(Entries taken from a collection)
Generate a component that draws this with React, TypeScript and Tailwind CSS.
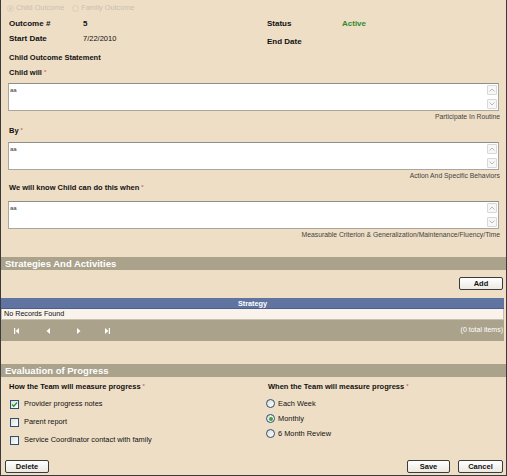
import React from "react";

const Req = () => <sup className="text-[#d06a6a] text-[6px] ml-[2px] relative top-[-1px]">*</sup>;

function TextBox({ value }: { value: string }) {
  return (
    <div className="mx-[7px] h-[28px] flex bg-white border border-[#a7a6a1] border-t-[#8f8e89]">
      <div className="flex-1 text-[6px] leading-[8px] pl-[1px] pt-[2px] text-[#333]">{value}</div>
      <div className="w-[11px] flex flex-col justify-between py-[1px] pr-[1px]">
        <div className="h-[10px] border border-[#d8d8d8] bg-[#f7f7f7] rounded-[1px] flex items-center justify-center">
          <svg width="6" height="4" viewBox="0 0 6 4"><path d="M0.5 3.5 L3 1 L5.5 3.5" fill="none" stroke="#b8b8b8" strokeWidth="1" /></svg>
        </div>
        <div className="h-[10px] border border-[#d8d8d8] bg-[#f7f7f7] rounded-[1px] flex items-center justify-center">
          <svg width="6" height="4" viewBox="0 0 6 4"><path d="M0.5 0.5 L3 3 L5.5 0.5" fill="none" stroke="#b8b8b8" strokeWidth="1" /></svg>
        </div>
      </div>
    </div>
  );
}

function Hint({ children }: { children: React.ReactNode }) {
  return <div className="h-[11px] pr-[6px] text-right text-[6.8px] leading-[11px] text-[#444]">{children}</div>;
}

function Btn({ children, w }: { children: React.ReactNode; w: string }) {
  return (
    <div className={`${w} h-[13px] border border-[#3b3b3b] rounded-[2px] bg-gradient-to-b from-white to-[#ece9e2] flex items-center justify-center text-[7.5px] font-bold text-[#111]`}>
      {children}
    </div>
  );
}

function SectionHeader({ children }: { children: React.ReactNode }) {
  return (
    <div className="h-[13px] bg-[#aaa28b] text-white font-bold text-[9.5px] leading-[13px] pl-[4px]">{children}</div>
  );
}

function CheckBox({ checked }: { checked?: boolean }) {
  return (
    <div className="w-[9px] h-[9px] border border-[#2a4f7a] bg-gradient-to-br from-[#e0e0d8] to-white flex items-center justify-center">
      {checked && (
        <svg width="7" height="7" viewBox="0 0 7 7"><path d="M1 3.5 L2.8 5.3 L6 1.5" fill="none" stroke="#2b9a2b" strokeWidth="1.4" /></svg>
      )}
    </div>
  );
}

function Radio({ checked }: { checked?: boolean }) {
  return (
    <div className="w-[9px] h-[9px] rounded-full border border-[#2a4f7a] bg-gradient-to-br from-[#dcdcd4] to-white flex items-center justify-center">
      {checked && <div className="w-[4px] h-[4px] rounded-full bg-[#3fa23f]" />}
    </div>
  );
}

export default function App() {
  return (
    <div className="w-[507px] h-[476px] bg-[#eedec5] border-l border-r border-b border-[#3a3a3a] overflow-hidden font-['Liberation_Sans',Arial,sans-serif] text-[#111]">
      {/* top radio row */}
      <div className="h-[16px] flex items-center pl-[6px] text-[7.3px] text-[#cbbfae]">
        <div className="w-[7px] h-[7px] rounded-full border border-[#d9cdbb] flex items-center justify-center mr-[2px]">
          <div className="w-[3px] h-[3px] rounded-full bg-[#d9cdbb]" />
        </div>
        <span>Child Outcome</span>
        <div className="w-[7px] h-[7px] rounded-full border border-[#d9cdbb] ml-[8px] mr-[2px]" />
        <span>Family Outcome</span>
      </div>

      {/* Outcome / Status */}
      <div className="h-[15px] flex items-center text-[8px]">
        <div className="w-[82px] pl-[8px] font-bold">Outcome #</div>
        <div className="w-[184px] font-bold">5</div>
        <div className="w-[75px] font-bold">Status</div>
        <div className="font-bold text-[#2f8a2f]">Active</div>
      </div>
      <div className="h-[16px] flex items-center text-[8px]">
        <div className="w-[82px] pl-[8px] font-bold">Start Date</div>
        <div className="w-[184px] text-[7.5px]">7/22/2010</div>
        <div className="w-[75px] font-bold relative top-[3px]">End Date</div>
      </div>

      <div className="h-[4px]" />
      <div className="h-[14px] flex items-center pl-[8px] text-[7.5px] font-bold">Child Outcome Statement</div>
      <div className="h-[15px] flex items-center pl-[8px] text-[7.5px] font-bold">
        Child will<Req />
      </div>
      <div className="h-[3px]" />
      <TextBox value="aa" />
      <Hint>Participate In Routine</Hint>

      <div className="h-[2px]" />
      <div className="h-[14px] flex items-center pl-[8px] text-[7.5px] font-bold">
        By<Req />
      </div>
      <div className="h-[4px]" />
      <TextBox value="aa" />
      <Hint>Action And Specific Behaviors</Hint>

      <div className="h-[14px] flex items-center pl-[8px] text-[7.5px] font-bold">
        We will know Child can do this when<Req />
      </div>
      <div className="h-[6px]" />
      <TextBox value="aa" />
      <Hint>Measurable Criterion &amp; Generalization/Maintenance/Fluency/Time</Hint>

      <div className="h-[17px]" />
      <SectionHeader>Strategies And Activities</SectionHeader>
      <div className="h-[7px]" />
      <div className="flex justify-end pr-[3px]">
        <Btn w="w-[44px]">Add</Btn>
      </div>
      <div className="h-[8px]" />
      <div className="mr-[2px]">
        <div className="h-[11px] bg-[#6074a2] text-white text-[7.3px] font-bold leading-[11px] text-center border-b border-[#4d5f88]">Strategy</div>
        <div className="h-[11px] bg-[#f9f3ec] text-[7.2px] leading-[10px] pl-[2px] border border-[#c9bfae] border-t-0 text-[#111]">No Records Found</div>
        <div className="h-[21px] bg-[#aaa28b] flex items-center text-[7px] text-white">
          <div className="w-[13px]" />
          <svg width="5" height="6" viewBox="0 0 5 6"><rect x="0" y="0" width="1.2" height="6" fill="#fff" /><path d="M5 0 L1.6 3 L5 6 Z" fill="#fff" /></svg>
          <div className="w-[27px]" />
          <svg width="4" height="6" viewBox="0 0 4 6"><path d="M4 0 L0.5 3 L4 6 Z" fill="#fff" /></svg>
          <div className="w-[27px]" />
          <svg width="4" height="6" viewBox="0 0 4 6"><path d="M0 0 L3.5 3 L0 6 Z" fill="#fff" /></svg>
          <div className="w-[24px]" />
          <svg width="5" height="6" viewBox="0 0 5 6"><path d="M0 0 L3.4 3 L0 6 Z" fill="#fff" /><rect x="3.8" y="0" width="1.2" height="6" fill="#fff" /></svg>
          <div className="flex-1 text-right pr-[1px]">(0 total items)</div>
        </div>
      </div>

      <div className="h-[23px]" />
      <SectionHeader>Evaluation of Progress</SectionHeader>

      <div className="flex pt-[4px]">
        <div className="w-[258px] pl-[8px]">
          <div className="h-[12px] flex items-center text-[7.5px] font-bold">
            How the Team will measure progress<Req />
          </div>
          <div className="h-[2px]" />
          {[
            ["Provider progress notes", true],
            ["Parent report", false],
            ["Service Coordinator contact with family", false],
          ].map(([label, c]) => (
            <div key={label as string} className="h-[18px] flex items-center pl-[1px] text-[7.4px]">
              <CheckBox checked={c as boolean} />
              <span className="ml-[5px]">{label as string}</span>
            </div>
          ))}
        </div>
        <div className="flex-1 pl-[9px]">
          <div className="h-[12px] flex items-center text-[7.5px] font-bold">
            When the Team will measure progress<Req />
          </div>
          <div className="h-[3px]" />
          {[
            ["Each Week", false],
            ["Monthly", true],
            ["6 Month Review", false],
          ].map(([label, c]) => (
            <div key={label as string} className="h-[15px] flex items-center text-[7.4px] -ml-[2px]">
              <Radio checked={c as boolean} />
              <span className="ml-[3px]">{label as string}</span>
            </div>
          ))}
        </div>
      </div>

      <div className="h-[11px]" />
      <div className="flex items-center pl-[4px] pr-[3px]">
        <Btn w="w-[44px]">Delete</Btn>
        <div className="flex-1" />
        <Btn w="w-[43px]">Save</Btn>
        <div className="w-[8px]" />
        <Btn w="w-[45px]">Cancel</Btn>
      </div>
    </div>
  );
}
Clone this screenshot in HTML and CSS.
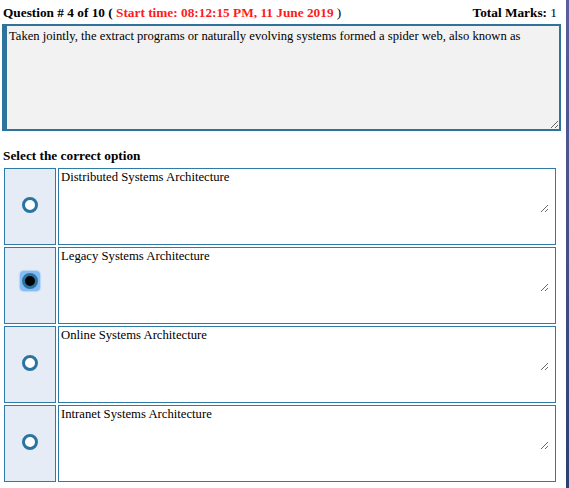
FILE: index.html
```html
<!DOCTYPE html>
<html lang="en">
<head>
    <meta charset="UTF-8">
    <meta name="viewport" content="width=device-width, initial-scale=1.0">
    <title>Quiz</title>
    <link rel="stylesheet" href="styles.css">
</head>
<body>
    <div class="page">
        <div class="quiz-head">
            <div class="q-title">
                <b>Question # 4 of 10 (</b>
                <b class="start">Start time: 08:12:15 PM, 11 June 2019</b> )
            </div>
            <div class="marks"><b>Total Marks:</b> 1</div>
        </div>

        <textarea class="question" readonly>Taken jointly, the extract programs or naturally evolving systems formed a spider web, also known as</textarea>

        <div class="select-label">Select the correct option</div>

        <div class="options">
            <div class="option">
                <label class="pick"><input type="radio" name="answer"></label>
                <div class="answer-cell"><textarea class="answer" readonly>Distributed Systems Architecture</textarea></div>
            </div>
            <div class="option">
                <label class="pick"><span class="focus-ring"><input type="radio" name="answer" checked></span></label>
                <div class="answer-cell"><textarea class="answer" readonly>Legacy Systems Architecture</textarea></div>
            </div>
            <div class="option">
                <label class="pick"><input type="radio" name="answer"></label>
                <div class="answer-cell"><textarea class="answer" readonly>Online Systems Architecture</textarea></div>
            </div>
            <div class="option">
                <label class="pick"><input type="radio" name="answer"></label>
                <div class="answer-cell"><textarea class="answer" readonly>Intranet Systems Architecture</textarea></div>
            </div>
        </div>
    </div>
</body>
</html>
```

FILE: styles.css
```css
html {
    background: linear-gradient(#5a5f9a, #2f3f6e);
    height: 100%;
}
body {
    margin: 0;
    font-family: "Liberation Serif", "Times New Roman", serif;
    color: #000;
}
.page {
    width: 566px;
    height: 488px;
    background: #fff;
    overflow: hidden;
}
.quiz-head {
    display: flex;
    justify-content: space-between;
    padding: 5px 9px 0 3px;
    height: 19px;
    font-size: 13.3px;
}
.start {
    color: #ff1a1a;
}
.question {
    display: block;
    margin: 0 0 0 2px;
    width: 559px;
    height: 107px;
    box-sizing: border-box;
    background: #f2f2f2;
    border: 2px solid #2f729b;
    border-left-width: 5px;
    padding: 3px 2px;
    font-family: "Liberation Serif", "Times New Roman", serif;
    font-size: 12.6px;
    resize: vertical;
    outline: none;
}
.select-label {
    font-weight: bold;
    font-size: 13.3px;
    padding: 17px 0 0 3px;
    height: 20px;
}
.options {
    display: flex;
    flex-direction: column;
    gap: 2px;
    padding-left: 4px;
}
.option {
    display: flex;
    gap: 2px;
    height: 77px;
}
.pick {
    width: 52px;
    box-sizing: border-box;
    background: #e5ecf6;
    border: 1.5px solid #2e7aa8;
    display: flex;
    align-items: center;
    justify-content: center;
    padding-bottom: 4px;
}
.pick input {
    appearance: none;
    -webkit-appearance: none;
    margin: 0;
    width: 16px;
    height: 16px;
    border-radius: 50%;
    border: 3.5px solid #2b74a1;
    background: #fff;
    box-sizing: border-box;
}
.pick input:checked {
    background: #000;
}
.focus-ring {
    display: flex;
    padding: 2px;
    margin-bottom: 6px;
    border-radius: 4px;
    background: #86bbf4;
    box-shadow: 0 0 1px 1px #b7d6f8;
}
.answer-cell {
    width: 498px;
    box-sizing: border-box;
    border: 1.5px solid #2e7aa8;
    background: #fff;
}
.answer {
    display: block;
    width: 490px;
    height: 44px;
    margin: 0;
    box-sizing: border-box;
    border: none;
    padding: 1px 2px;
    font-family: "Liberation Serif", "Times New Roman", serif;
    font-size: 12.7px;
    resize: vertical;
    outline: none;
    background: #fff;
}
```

» Exercise aim: Starting at the top of the listing above, reproduce each line up to and including the one with "const Req = ()"; omit the pictures.

» Right answer:
Generate a component that draws this with React, TypeScript and Tailwind CSS.
import React from "react";

const Req = () => <sup className="text-[#d06a6a] text-[6px] ml-[2px] relative top-[-1px]">*</sup>;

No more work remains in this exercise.